GIVEN PROBLEM:
Type out the data exactly as given. Skip any image.
═════ INFORMATION SHOWN ═════
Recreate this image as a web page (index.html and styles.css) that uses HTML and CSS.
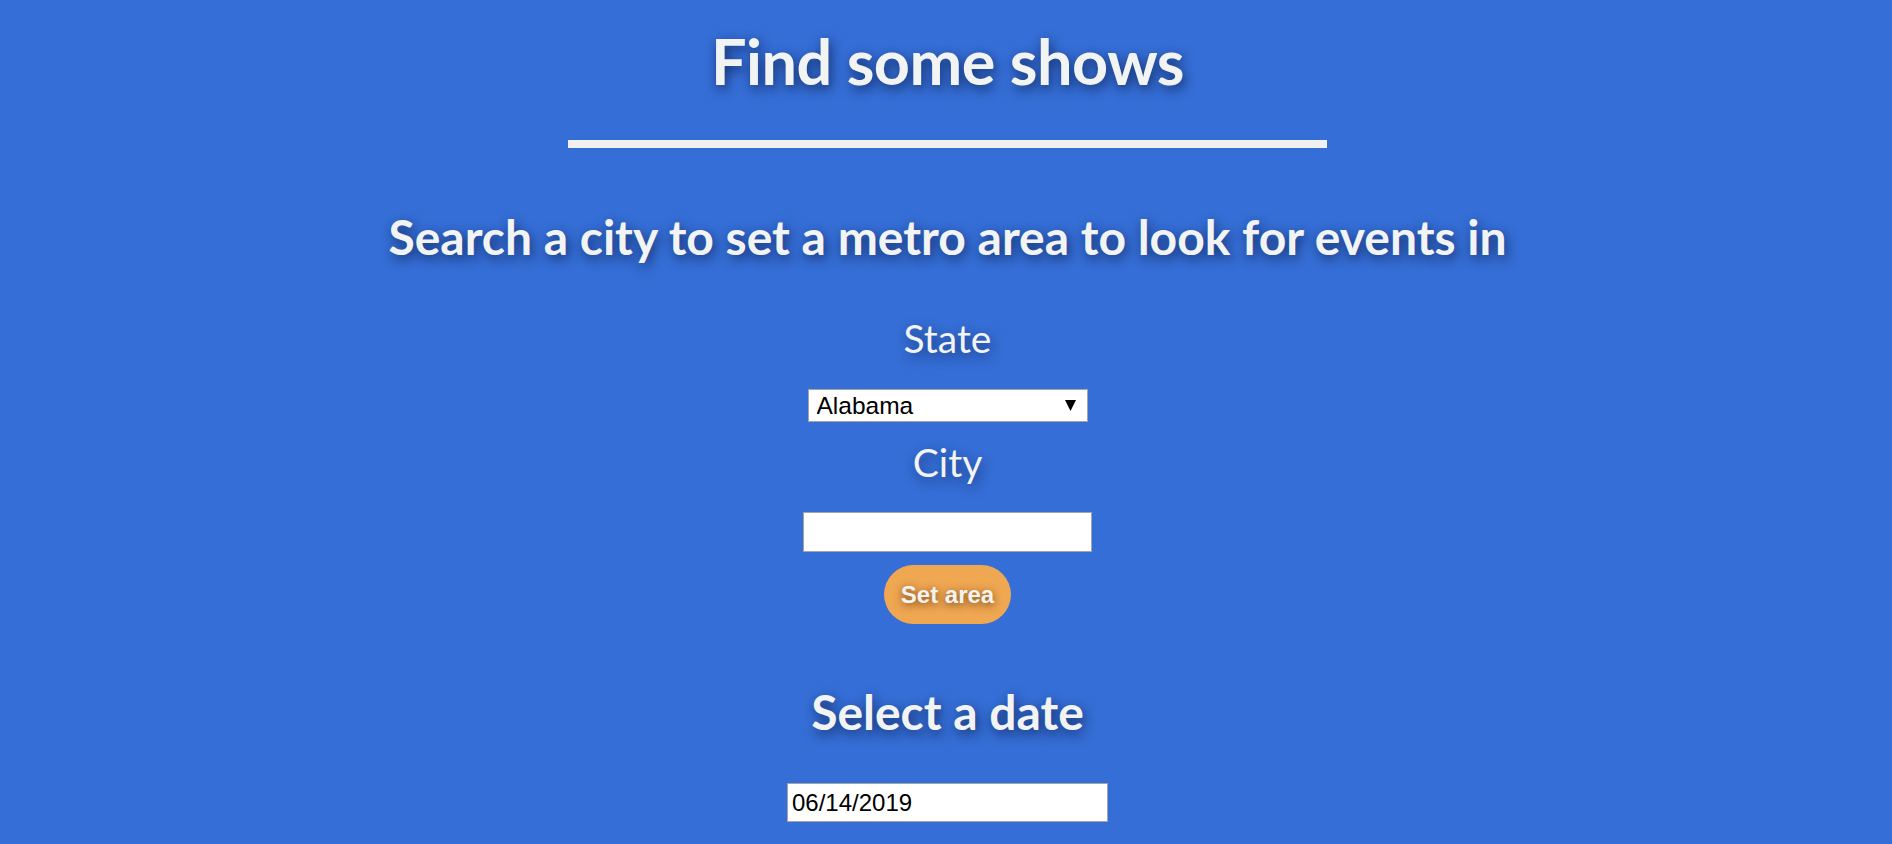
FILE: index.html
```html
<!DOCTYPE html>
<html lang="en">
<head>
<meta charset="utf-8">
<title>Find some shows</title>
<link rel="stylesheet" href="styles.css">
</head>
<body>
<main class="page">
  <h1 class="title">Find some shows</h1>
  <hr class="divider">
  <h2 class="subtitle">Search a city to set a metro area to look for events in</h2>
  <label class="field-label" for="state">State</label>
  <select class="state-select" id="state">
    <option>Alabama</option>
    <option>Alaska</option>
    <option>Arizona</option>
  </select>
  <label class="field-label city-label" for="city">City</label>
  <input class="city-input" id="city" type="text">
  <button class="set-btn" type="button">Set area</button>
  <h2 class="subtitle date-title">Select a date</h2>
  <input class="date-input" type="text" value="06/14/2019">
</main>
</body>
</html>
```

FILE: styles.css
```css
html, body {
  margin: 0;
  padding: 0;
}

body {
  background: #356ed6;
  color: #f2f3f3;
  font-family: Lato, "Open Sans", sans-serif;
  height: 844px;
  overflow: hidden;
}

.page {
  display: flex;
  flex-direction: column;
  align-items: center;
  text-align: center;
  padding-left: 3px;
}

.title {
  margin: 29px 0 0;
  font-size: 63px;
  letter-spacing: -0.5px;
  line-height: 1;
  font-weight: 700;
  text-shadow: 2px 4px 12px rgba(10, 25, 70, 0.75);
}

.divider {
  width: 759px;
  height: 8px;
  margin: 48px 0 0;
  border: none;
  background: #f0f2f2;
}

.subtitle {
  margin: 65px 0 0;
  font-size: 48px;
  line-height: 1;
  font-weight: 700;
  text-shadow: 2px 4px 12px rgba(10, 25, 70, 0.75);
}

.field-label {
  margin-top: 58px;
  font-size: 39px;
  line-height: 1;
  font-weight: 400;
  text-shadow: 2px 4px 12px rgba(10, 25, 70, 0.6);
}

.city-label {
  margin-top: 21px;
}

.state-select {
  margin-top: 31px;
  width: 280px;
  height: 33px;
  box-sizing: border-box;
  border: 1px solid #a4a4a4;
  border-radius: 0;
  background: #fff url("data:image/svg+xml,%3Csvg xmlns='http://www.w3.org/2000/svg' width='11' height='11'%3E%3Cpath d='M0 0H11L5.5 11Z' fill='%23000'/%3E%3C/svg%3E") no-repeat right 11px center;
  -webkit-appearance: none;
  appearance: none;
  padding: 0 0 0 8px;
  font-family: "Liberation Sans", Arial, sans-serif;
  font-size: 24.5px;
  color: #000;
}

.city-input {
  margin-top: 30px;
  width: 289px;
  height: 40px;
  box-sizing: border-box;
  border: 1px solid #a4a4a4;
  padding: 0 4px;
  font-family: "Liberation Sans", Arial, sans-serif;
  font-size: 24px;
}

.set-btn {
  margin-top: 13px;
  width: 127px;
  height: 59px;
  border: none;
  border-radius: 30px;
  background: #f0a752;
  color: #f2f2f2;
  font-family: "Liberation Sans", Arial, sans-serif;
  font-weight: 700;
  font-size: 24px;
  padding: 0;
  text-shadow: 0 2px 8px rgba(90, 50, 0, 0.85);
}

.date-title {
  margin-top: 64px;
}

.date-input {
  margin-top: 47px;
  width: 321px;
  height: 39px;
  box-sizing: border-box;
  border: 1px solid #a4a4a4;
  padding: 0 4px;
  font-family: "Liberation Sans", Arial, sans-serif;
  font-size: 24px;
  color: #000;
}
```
═════
COMPLETE ANSWER:
Recreate this image as a web page (index.html and styles.css) that uses HTML and CSS.
FILE: index.html
```html
<!DOCTYPE html>
<html lang="en">
<head>
<meta charset="utf-8">
<title>Find some shows</title>
<link rel="stylesheet" href="styles.css">
</head>
<body>
<main class="page">
  <h1 class="title">Find some shows</h1>
  <hr class="divider">
  <h2 class="subtitle">Search a city to set a metro area to look for events in</h2>
  <label class="field-label" for="state">State</label>
  <select class="state-select" id="state">
    <option>Alabama</option>
    <option>Alaska</option>
    <option>Arizona</option>
  </select>
  <label class="field-label city-label" for="city">City</label>
  <input class="city-input" id="city" type="text">
  <button class="set-btn" type="button">Set area</button>
  <h2 class="subtitle date-title">Select a date</h2>
  <input class="date-input" type="text" value="06/14/2019">
</main>
</body>
</html>
```

FILE: styles.css
```css
html, body {
  margin: 0;
  padding: 0;
}

body {
  background: #356ed6;
  color: #f2f3f3;
  font-family: Lato, "Open Sans", sans-serif;
  height: 844px;
  overflow: hidden;
}

.page {
  display: flex;
  flex-direction: column;
  align-items: center;
  text-align: center;
  padding-left: 3px;
}

.title {
  margin: 29px 0 0;
  font-size: 63px;
  letter-spacing: -0.5px;
  line-height: 1;
  font-weight: 700;
  text-shadow: 2px 4px 12px rgba(10, 25, 70, 0.75);
}

.divider {
  width: 759px;
  height: 8px;
  margin: 48px 0 0;
  border: none;
  background: #f0f2f2;
}

.subtitle {
  margin: 65px 0 0;
  font-size: 48px;
  line-height: 1;
  font-weight: 700;
  text-shadow: 2px 4px 12px rgba(10, 25, 70, 0.75);
}

.field-label {
  margin-top: 58px;
  font-size: 39px;
  line-height: 1;
  font-weight: 400;
  text-shadow: 2px 4px 12px rgba(10, 25, 70, 0.6);
}

.city-label {
  margin-top: 21px;
}

.state-select {
  margin-top: 31px;
  width: 280px;
  height: 33px;
  box-sizing: border-box;
  border: 1px solid #a4a4a4;
  border-radius: 0;
  background: #fff url("data:image/svg+xml,%3Csvg xmlns='http://www.w3.org/2000/svg' width='11' height='11'%3E%3Cpath d='M0 0H11L5.5 11Z' fill='%23000'/%3E%3C/svg%3E") no-repeat right 11px center;
  -webkit-appearance: none;
  appearance: none;
  padding: 0 0 0 8px;
  font-family: "Liberation Sans", Arial, sans-serif;
  font-size: 24.5px;
  color: #000;
}

.city-input {
  margin-top: 30px;
  width: 289px;
  height: 40px;
  box-sizing: border-box;
  border: 1px solid #a4a4a4;
  padding: 0 4px;
  font-family: "Liberation Sans", Arial, sans-serif;
  font-size: 24px;
}

.set-btn {
  margin-top: 13px;
  width: 127px;
  height: 59px;
  border: none;
  border-radius: 30px;
  background: #f0a752;
  color: #f2f2f2;
  font-family: "Liberation Sans", Arial, sans-serif;
  font-weight: 700;
  font-size: 24px;
  padding: 0;
  text-shadow: 0 2px 8px rgba(90, 50, 0, 0.85);
}

.date-title {
  margin-top: 64px;
}

.date-input {
  margin-top: 47px;
  width: 321px;
  height: 39px;
  box-sizing: border-box;
  border: 1px solid #a4a4a4;
  padding: 0 4px;
  font-family: "Liberation Sans", Arial, sans-serif;
  font-size: 24px;
  color: #000;
}
```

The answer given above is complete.